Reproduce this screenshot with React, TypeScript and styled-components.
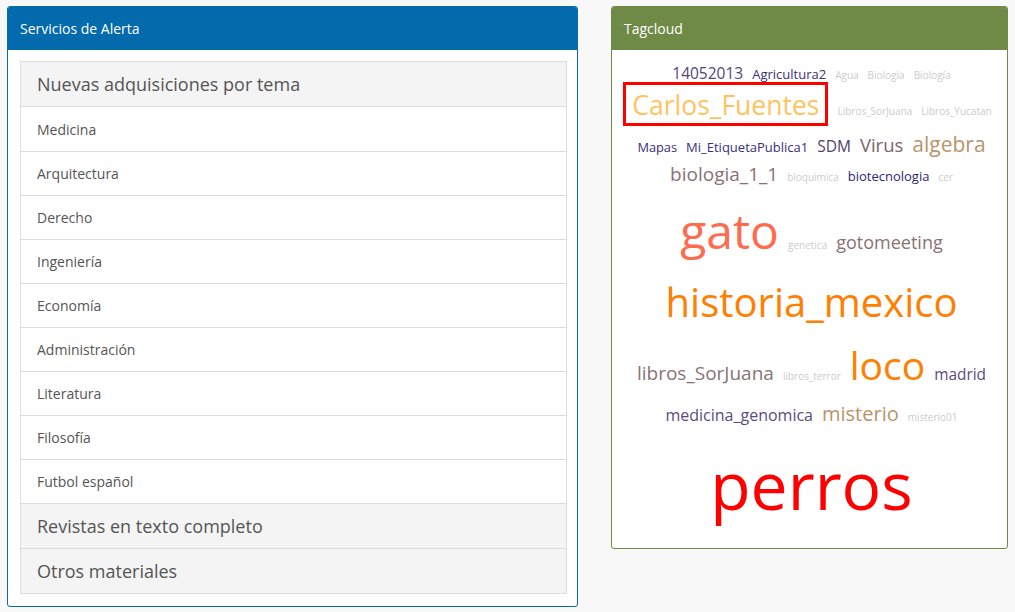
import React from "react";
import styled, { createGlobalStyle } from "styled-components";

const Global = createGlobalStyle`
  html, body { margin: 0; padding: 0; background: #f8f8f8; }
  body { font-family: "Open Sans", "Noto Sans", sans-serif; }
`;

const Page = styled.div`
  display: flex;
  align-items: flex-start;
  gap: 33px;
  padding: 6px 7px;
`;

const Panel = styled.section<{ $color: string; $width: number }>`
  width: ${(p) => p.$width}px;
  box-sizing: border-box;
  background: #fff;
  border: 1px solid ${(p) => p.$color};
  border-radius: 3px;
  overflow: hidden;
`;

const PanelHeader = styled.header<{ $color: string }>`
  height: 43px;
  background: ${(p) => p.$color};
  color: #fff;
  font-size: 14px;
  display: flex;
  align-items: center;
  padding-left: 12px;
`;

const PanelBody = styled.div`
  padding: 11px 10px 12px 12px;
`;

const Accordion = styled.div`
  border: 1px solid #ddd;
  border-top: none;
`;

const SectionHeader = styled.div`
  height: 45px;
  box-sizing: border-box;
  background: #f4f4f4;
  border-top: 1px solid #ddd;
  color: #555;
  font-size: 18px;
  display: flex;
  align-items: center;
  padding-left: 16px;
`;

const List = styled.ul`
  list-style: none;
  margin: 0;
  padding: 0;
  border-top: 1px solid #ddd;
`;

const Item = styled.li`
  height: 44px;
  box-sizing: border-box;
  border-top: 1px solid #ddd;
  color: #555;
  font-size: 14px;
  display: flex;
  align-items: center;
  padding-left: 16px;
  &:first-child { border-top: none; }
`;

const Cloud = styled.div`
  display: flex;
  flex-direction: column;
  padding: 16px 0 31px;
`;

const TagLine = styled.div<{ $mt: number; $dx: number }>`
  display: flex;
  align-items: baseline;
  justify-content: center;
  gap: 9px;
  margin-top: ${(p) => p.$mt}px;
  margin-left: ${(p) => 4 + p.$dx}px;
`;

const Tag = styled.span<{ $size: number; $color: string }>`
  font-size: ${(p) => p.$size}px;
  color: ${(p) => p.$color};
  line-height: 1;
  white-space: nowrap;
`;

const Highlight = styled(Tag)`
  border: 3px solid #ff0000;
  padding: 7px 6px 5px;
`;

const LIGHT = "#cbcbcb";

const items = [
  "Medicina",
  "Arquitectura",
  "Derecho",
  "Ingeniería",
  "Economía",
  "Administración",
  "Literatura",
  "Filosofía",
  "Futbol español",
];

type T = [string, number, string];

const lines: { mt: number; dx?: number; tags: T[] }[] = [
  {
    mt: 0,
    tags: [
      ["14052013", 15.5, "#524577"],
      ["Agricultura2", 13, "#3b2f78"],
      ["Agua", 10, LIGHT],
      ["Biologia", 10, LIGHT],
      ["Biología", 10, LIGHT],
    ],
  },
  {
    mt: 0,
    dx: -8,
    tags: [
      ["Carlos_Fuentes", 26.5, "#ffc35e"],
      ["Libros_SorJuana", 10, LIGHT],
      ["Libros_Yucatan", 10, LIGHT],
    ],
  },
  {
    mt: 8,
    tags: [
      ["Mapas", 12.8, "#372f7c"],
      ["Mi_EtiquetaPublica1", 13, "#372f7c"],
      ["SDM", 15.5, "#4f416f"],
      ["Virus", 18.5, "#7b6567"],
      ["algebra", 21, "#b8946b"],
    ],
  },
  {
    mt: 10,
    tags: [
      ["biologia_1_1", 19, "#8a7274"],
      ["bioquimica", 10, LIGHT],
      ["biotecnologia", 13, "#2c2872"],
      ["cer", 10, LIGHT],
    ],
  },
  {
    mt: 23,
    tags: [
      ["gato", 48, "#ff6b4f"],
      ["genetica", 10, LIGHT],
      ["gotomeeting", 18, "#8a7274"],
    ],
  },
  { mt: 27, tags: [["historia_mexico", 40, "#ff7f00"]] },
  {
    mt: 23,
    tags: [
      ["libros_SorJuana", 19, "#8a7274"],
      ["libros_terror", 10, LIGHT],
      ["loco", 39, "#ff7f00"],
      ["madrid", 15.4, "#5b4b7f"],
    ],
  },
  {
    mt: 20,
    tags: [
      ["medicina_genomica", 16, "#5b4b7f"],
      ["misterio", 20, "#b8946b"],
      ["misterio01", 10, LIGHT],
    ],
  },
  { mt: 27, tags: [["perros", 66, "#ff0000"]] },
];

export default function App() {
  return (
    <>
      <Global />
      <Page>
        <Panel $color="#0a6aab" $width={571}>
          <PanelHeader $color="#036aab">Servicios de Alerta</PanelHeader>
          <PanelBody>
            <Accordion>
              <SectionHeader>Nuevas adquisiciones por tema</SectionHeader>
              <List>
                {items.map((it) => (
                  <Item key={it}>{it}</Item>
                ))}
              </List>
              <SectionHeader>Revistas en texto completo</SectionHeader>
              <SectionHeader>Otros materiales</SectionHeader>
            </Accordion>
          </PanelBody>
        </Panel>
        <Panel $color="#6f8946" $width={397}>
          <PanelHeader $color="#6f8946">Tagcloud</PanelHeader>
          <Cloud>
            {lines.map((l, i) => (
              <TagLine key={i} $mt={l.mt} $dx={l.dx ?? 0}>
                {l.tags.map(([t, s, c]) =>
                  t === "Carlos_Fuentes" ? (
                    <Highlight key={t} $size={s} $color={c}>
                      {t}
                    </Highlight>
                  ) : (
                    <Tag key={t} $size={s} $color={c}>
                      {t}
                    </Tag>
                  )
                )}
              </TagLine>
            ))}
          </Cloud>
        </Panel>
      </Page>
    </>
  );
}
#####
- _What is needed_:
Return to the listing above and set it down exactly, leaving out its pictures.

- _Task solution_:
Reproduce this screenshot with React, TypeScript and styled-components.
import React from "react";
import styled, { createGlobalStyle } from "styled-components";

const Global = createGlobalStyle`
  html, body { margin: 0; padding: 0; background: #f8f8f8; }
  body { font-family: "Open Sans", "Noto Sans", sans-serif; }
`;

const Page = styled.div`
  display: flex;
  align-items: flex-start;
  gap: 33px;
  padding: 6px 7px;
`;

const Panel = styled.section<{ $color: string; $width: number }>`
  width: ${(p) => p.$width}px;
  box-sizing: border-box;
  background: #fff;
  border: 1px solid ${(p) => p.$color};
  border-radius: 3px;
  overflow: hidden;
`;

const PanelHeader = styled.header<{ $color: string }>`
  height: 43px;
  background: ${(p) => p.$color};
  color: #fff;
  font-size: 14px;
  display: flex;
  align-items: center;
  padding-left: 12px;
`;

const PanelBody = styled.div`
  padding: 11px 10px 12px 12px;
`;

const Accordion = styled.div`
  border: 1px solid #ddd;
  border-top: none;
`;

const SectionHeader = styled.div`
  height: 45px;
  box-sizing: border-box;
  background: #f4f4f4;
  border-top: 1px solid #ddd;
  color: #555;
  font-size: 18px;
  display: flex;
  align-items: center;
  padding-left: 16px;
`;

const List = styled.ul`
  list-style: none;
  margin: 0;
  padding: 0;
  border-top: 1px solid #ddd;
`;

const Item = styled.li`
  height: 44px;
  box-sizing: border-box;
  border-top: 1px solid #ddd;
  color: #555;
  font-size: 14px;
  display: flex;
  align-items: center;
  padding-left: 16px;
  &:first-child { border-top: none; }
`;

const Cloud = styled.div`
  display: flex;
  flex-direction: column;
  padding: 16px 0 31px;
`;

const TagLine = styled.div<{ $mt: number; $dx: number }>`
  display: flex;
  align-items: baseline;
  justify-content: center;
  gap: 9px;
  margin-top: ${(p) => p.$mt}px;
  margin-left: ${(p) => 4 + p.$dx}px;
`;

const Tag = styled.span<{ $size: number; $color: string }>`
  font-size: ${(p) => p.$size}px;
  color: ${(p) => p.$color};
  line-height: 1;
  white-space: nowrap;
`;

const Highlight = styled(Tag)`
  border: 3px solid #ff0000;
  padding: 7px 6px 5px;
`;

const LIGHT = "#cbcbcb";

const items = [
  "Medicina",
  "Arquitectura",
  "Derecho",
  "Ingeniería",
  "Economía",
  "Administración",
  "Literatura",
  "Filosofía",
  "Futbol español",
];

type T = [string, number, string];

const lines: { mt: number; dx?: number; tags: T[] }[] = [
  {
    mt: 0,
    tags: [
      ["14052013", 15.5, "#524577"],
      ["Agricultura2", 13, "#3b2f78"],
      ["Agua", 10, LIGHT],
      ["Biologia", 10, LIGHT],
      ["Biología", 10, LIGHT],
    ],
  },
  {
    mt: 0,
    dx: -8,
    tags: [
      ["Carlos_Fuentes", 26.5, "#ffc35e"],
      ["Libros_SorJuana", 10, LIGHT],
      ["Libros_Yucatan", 10, LIGHT],
    ],
  },
  {
    mt: 8,
    tags: [
      ["Mapas", 12.8, "#372f7c"],
      ["Mi_EtiquetaPublica1", 13, "#372f7c"],
      ["SDM", 15.5, "#4f416f"],
      ["Virus", 18.5, "#7b6567"],
      ["algebra", 21, "#b8946b"],
    ],
  },
  {
    mt: 10,
    tags: [
      ["biologia_1_1", 19, "#8a7274"],
      ["bioquimica", 10, LIGHT],
      ["biotecnologia", 13, "#2c2872"],
      ["cer", 10, LIGHT],
    ],
  },
  {
    mt: 23,
    tags: [
      ["gato", 48, "#ff6b4f"],
      ["genetica", 10, LIGHT],
      ["gotomeeting", 18, "#8a7274"],
    ],
  },
  { mt: 27, tags: [["historia_mexico", 40, "#ff7f00"]] },
  {
    mt: 23,
    tags: [
      ["libros_SorJuana", 19, "#8a7274"],
      ["libros_terror", 10, LIGHT],
      ["loco", 39, "#ff7f00"],
      ["madrid", 15.4, "#5b4b7f"],
    ],
  },
  {
    mt: 20,
    tags: [
      ["medicina_genomica", 16, "#5b4b7f"],
      ["misterio", 20, "#b8946b"],
      ["misterio01", 10, LIGHT],
    ],
  },
  { mt: 27, tags: [["perros", 66, "#ff0000"]] },
];

export default function App() {
  return (
    <>
      <Global />
      <Page>
        <Panel $color="#0a6aab" $width={571}>
          <PanelHeader $color="#036aab">Servicios de Alerta</PanelHeader>
          <PanelBody>
            <Accordion>
              <SectionHeader>Nuevas adquisiciones por tema</SectionHeader>
              <List>
                {items.map((it) => (
                  <Item key={it}>{it}</Item>
                ))}
              </List>
              <SectionHeader>Revistas en texto completo</SectionHeader>
              <SectionHeader>Otros materiales</SectionHeader>
            </Accordion>
          </PanelBody>
        </Panel>
        <Panel $color="#6f8946" $width={397}>
          <PanelHeader $color="#6f8946">Tagcloud</PanelHeader>
          <Cloud>
            {lines.map((l, i) => (
              <TagLine key={i} $mt={l.mt} $dx={l.dx ?? 0}>
                {l.tags.map(([t, s, c]) =>
                  t === "Carlos_Fuentes" ? (
                    <Highlight key={t} $size={s} $color={c}>
                      {t}
                    </Highlight>
                  ) : (
                    <Tag key={t} $size={s} $color={c}>
                      {t}
                    </Tag>
                  )
                )}
              </TagLine>
            ))}
          </Cloud>
        </Panel>
      </Page>
    </>
  );
}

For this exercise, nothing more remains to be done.